SOURCE MATERIAL:
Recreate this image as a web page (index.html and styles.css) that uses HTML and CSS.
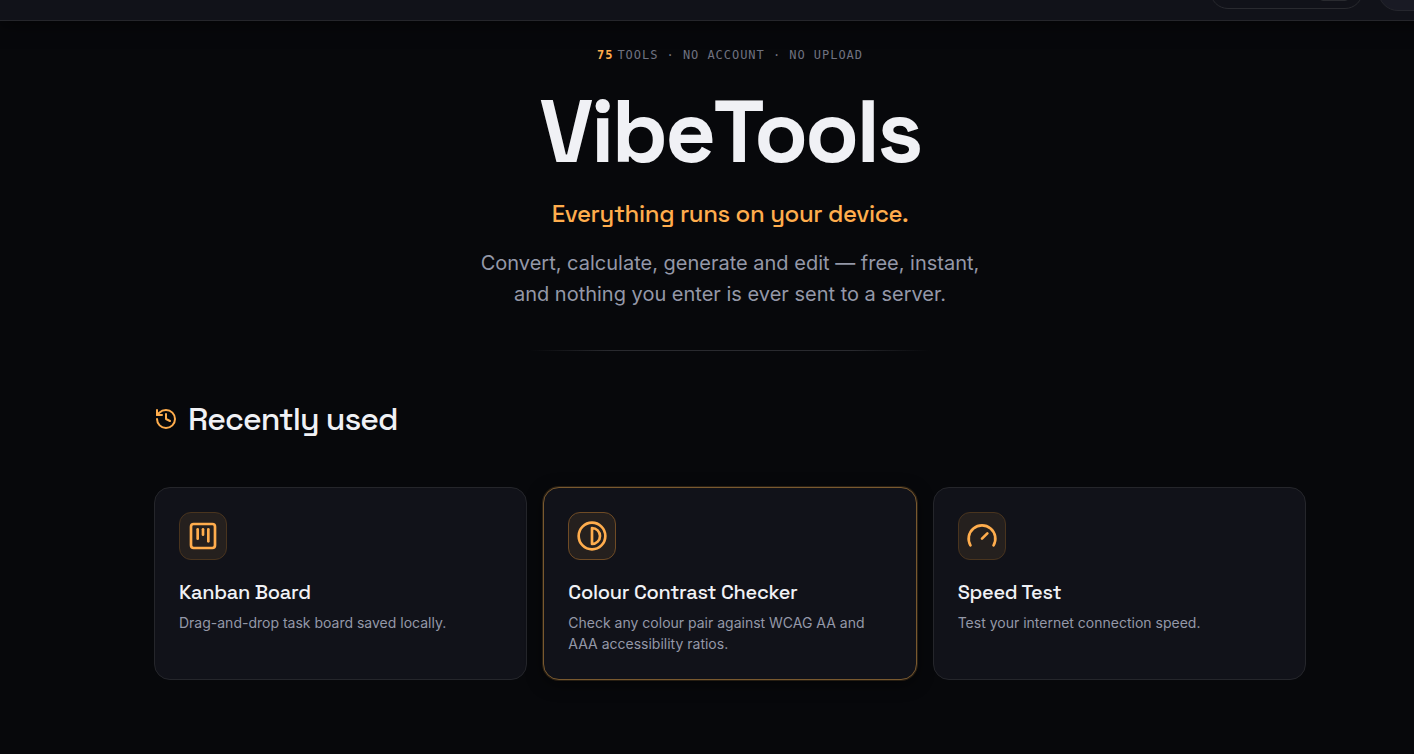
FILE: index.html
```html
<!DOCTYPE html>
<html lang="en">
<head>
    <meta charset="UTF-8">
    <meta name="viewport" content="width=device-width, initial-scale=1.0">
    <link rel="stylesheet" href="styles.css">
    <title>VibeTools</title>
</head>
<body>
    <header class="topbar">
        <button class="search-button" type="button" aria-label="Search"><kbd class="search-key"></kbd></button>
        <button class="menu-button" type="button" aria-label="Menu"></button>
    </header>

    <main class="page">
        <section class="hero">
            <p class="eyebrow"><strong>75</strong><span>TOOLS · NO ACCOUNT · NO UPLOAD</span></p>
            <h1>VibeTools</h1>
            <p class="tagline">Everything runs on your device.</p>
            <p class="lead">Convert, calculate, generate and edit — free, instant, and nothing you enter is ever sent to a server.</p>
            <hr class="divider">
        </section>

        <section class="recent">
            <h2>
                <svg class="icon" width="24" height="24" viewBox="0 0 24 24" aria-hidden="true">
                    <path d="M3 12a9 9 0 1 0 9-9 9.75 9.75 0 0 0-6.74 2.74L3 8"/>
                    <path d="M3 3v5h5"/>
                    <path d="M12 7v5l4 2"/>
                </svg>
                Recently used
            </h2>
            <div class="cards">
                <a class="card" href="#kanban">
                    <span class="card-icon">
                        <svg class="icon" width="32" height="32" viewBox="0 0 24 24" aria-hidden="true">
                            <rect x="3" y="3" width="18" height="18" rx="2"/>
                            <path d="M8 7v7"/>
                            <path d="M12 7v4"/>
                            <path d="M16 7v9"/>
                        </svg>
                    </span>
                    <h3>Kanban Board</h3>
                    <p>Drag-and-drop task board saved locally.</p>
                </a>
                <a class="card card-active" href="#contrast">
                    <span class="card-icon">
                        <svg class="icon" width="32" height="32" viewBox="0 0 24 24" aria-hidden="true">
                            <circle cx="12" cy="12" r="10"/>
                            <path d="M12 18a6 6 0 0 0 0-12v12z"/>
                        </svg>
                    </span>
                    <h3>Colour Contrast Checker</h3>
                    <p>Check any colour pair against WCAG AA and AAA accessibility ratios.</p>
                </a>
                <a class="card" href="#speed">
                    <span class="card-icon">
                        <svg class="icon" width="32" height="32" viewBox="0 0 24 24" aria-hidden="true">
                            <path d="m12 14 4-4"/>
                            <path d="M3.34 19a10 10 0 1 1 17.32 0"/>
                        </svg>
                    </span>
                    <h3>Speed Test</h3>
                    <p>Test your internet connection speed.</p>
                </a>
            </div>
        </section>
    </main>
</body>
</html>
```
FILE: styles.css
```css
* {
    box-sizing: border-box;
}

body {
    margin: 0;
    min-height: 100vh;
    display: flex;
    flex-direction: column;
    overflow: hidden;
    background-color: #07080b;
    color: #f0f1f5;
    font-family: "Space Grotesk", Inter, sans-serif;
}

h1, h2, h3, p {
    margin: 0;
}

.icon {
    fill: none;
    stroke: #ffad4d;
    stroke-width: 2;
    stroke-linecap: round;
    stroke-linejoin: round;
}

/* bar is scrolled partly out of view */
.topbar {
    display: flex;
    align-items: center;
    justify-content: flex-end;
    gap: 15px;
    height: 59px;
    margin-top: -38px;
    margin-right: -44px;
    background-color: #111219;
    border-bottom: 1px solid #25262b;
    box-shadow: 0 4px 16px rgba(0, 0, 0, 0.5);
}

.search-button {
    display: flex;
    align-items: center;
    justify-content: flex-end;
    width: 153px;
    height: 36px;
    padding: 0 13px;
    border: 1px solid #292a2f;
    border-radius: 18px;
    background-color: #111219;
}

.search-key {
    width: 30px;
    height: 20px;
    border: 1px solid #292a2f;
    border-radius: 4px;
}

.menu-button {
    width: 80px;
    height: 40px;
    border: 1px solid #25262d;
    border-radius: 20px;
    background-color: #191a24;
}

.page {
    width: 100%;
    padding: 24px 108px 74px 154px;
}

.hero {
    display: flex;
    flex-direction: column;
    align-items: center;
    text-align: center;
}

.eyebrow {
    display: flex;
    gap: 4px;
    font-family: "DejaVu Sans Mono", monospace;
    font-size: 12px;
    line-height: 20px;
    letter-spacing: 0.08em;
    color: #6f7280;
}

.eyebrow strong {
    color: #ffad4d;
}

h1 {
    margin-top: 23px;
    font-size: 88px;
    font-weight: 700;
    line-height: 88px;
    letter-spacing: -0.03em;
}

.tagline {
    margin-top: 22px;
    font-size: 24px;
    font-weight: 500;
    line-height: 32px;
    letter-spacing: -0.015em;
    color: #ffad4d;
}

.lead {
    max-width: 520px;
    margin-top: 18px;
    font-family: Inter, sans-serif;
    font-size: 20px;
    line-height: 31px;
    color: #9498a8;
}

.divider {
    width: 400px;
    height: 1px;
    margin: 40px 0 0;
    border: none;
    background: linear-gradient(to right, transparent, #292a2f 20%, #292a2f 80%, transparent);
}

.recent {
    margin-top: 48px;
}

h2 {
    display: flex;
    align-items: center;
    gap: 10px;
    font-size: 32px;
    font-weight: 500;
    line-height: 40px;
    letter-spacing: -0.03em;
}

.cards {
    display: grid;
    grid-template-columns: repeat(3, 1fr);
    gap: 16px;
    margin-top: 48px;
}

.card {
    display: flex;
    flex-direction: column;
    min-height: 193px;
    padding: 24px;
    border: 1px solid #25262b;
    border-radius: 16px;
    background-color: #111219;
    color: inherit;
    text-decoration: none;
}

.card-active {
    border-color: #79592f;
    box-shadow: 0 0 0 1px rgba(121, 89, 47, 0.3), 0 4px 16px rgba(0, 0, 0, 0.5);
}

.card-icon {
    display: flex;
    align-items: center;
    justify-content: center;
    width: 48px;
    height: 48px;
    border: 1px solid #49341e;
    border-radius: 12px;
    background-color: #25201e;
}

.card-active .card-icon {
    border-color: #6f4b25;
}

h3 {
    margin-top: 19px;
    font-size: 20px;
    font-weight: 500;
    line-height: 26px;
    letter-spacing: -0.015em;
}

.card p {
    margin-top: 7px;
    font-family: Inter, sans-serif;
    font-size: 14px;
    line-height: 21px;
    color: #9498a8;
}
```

WHAT YOU NEED TO DO:
Leave the pictures out and output the rest of the listing exactly.

EXERCISE RESPONSE:
Recreate this image as a web page (index.html and styles.css) that uses HTML and CSS.
FILE: index.html
```html
<!DOCTYPE html>
<html lang="en">
<head>
    <meta charset="UTF-8">
    <meta name="viewport" content="width=device-width, initial-scale=1.0">
    <link rel="stylesheet" href="styles.css">
    <title>VibeTools</title>
</head>
<body>
    <header class="topbar">
        <button class="search-button" type="button" aria-label="Search"><kbd class="search-key"></kbd></button>
        <button class="menu-button" type="button" aria-label="Menu"></button>
    </header>

    <main class="page">
        <section class="hero">
            <p class="eyebrow"><strong>75</strong><span>TOOLS · NO ACCOUNT · NO UPLOAD</span></p>
            <h1>VibeTools</h1>
            <p class="tagline">Everything runs on your device.</p>
            <p class="lead">Convert, calculate, generate and edit — free, instant, and nothing you enter is ever sent to a server.</p>
            <hr class="divider">
        </section>

        <section class="recent">
            <h2>
                <svg class="icon" width="24" height="24" viewBox="0 0 24 24" aria-hidden="true">
                    <path d="M3 12a9 9 0 1 0 9-9 9.75 9.75 0 0 0-6.74 2.74L3 8"/>
                    <path d="M3 3v5h5"/>
                    <path d="M12 7v5l4 2"/>
                </svg>
                Recently used
            </h2>
            <div class="cards">
                <a class="card" href="#kanban">
                    <span class="card-icon">
                        <svg class="icon" width="32" height="32" viewBox="0 0 24 24" aria-hidden="true">
                            <rect x="3" y="3" width="18" height="18" rx="2"/>
                            <path d="M8 7v7"/>
                            <path d="M12 7v4"/>
                            <path d="M16 7v9"/>
                        </svg>
                    </span>
                    <h3>Kanban Board</h3>
                    <p>Drag-and-drop task board saved locally.</p>
                </a>
                <a class="card card-active" href="#contrast">
                    <span class="card-icon">
                        <svg class="icon" width="32" height="32" viewBox="0 0 24 24" aria-hidden="true">
                            <circle cx="12" cy="12" r="10"/>
                            <path d="M12 18a6 6 0 0 0 0-12v12z"/>
                        </svg>
                    </span>
                    <h3>Colour Contrast Checker</h3>
                    <p>Check any colour pair against WCAG AA and AAA accessibility ratios.</p>
                </a>
                <a class="card" href="#speed">
                    <span class="card-icon">
                        <svg class="icon" width="32" height="32" viewBox="0 0 24 24" aria-hidden="true">
                            <path d="m12 14 4-4"/>
                            <path d="M3.34 19a10 10 0 1 1 17.32 0"/>
                        </svg>
                    </span>
                    <h3>Speed Test</h3>
                    <p>Test your internet connection speed.</p>
                </a>
            </div>
        </section>
    </main>
</body>
</html>
```
FILE: styles.css
```css
* {
    box-sizing: border-box;
}

body {
    margin: 0;
    min-height: 100vh;
    display: flex;
    flex-direction: column;
    overflow: hidden;
    background-color: #07080b;
    color: #f0f1f5;
    font-family: "Space Grotesk", Inter, sans-serif;
}

h1, h2, h3, p {
    margin: 0;
}

.icon {
    fill: none;
    stroke: #ffad4d;
    stroke-width: 2;
    stroke-linecap: round;
    stroke-linejoin: round;
}

/* bar is scrolled partly out of view */
.topbar {
    display: flex;
    align-items: center;
    justify-content: flex-end;
    gap: 15px;
    height: 59px;
    margin-top: -38px;
    margin-right: -44px;
    background-color: #111219;
    border-bottom: 1px solid #25262b;
    box-shadow: 0 4px 16px rgba(0, 0, 0, 0.5);
}

.search-button {
    display: flex;
    align-items: center;
    justify-content: flex-end;
    width: 153px;
    height: 36px;
    padding: 0 13px;
    border: 1px solid #292a2f;
    border-radius: 18px;
    background-color: #111219;
}

.search-key {
    width: 30px;
    height: 20px;
    border: 1px solid #292a2f;
    border-radius: 4px;
}

.menu-button {
    width: 80px;
    height: 40px;
    border: 1px solid #25262d;
    border-radius: 20px;
    background-color: #191a24;
}

.page {
    width: 100%;
    padding: 24px 108px 74px 154px;
}

.hero {
    display: flex;
    flex-direction: column;
    align-items: center;
    text-align: center;
}

.eyebrow {
    display: flex;
    gap: 4px;
    font-family: "DejaVu Sans Mono", monospace;
    font-size: 12px;
    line-height: 20px;
    letter-spacing: 0.08em;
    color: #6f7280;
}

.eyebrow strong {
    color: #ffad4d;
}

h1 {
    margin-top: 23px;
    font-size: 88px;
    font-weight: 700;
    line-height: 88px;
    letter-spacing: -0.03em;
}

.tagline {
    margin-top: 22px;
    font-size: 24px;
    font-weight: 500;
    line-height: 32px;
    letter-spacing: -0.015em;
    color: #ffad4d;
}

.lead {
    max-width: 520px;
    margin-top: 18px;
    font-family: Inter, sans-serif;
    font-size: 20px;
    line-height: 31px;
    color: #9498a8;
}

.divider {
    width: 400px;
    height: 1px;
    margin: 40px 0 0;
    border: none;
    background: linear-gradient(to right, transparent, #292a2f 20%, #292a2f 80%, transparent);
}

.recent {
    margin-top: 48px;
}

h2 {
    display: flex;
    align-items: center;
    gap: 10px;
    font-size: 32px;
    font-weight: 500;
    line-height: 40px;
    letter-spacing: -0.03em;
}

.cards {
    display: grid;
    grid-template-columns: repeat(3, 1fr);
    gap: 16px;
    margin-top: 48px;
}

.card {
    display: flex;
    flex-direction: column;
    min-height: 193px;
    padding: 24px;
    border: 1px solid #25262b;
    border-radius: 16px;
    background-color: #111219;
    color: inherit;
    text-decoration: none;
}

.card-active {
    border-color: #79592f;
    box-shadow: 0 0 0 1px rgba(121, 89, 47, 0.3), 0 4px 16px rgba(0, 0, 0, 0.5);
}

.card-icon {
    display: flex;
    align-items: center;
    justify-content: center;
    width: 48px;
    height: 48px;
    border: 1px solid #49341e;
    border-radius: 12px;
    background-color: #25201e;
}

.card-active .card-icon {
    border-color: #6f4b25;
}

h3 {
    margin-top: 19px;
    font-size: 20px;
    font-weight: 500;
    line-height: 26px;
    letter-spacing: -0.015em;
}

.card p {
    margin-top: 7px;
    font-family: Inter, sans-serif;
    font-size: 14px;
    line-height: 21px;
    color: #9498a8;
}
```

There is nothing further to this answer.